>>>

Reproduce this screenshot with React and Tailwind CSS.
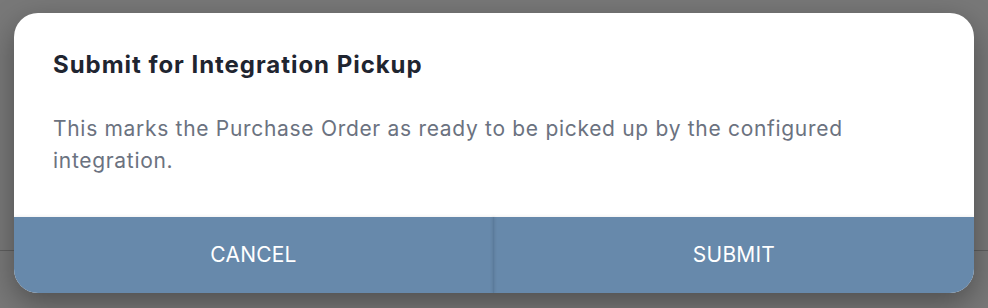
export default function App() {
  return (
    <div className="relative w-[988px] h-[308px] overflow-hidden bg-[#787878]" style={{ fontFamily: "Inter, 'Noto Sans', sans-serif" }}>
      <div className="absolute left-0 right-0 top-[250px] h-px bg-[#5f5f5f]" />
      <div className="absolute left-[14px] top-[13px] w-[960px] h-[280px] rounded-[24px] bg-white overflow-hidden flex flex-col shadow-[0_10px_30px_rgba(0,0,0,0.35)]">
        <div className="flex-1 px-[39px] pt-[36px]">
          <h2 className="text-[24px] leading-[32px] font-bold tracking-[0.04em] text-[#1f2530]">Submit for Integration Pickup</h2>
          <p className="mt-[32px] text-[21px] leading-[32px] tracking-[0.033em] text-[#6b7280]">
            This marks the Purchase Order as ready to be picked up by the configured integration.
          </p>
        </div>
        <div className="h-[76px] flex bg-[#6789ab] shadow-[0_-1px_3px_rgba(0,0,0,0.06)]">
          <button className="w-[479px] h-full text-white text-[21px] tracking-[0.01em]">CANCEL</button>
          <div className="w-px h-full bg-[#5b7b9c] shadow-[0_0_3px_rgba(0,0,0,0.25)]" />
          <button className="flex-1 h-full text-white text-[21px] tracking-[0.01em]">SUBMIT</button>
        </div>
      </div>
    </div>
  );
}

<<<

● **STATED EXERCISE**: Transcribe the material as is, with images omitted.

● **THE RESULT**:
Reproduce this screenshot with React and Tailwind CSS.
export default function App() {
  return (
    <div className="relative w-[988px] h-[308px] overflow-hidden bg-[#787878]" style={{ fontFamily: "Inter, 'Noto Sans', sans-serif" }}>
      <div className="absolute left-0 right-0 top-[250px] h-px bg-[#5f5f5f]" />
      <div className="absolute left-[14px] top-[13px] w-[960px] h-[280px] rounded-[24px] bg-white overflow-hidden flex flex-col shadow-[0_10px_30px_rgba(0,0,0,0.35)]">
        <div className="flex-1 px-[39px] pt-[36px]">
          <h2 className="text-[24px] leading-[32px] font-bold tracking-[0.04em] text-[#1f2530]">Submit for Integration Pickup</h2>
          <p className="mt-[32px] text-[21px] leading-[32px] tracking-[0.033em] text-[#6b7280]">
            This marks the Purchase Order as ready to be picked up by the configured integration.
          </p>
        </div>
        <div className="h-[76px] flex bg-[#6789ab] shadow-[0_-1px_3px_rgba(0,0,0,0.06)]">
          <button className="w-[479px] h-full text-white text-[21px] tracking-[0.01em]">CANCEL</button>
          <div className="w-px h-full bg-[#5b7b9c] shadow-[0_0_3px_rgba(0,0,0,0.25)]" />
          <button className="flex-1 h-full text-white text-[21px] tracking-[0.01em]">SUBMIT</button>
        </div>
      </div>
    </div>
  );
}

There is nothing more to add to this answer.